Sharol Mackenzie, 17, of the Exeter choreography programme, was selected for the intensive programme ahead of auditions for dance schools around the country.
“I have always loved dance, but I wasn’t really aware I could do it as a job, so it was never an aspiration,” she said.
“But when I came here they showed me I could go to dance school and it could lead into a career.
“It has been really amazing, and has really made me think about broadening my improvisation skills.”
Jodie Evans, 18, of Swindon Dance, said she had found the week very rewarding.
“I do the full time programme, so I am here from Wednesday to Saturday every week,” she said. “It is more like a second home to me, and I am hardly ever in my own house.
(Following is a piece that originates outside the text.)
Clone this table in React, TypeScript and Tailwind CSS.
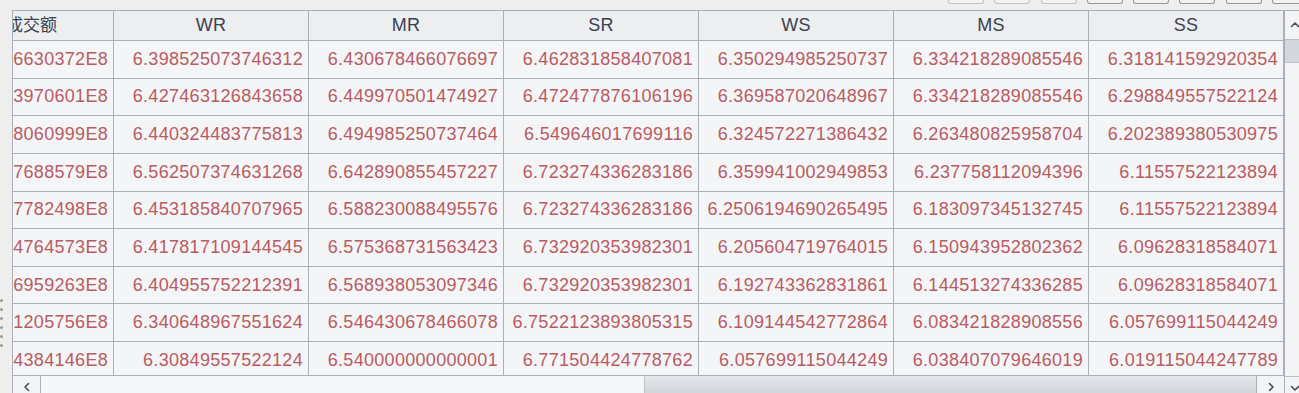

“I did not realise just how difficult it was until I came here. It is very hard, and not as pretty as everyone thinks it is.
“The training and techniques I have learned are really helping me to progress as a dancer.”
Marie McCluskey, director of Swindon Dance, said: “Dance is just another way of learning, so they get into careers they may never have thought of as a result.
“The funding we receive from the DfE means people from any background can access dance at this level. Students who may live in rural areas can have their transport costs paid for.
“We have an excellent team of dancers based in Swindon, because it creates the jobs to attract them here.
“That way we are able to bring in the equivalent of the top paid footballers in the world in terms of experience.”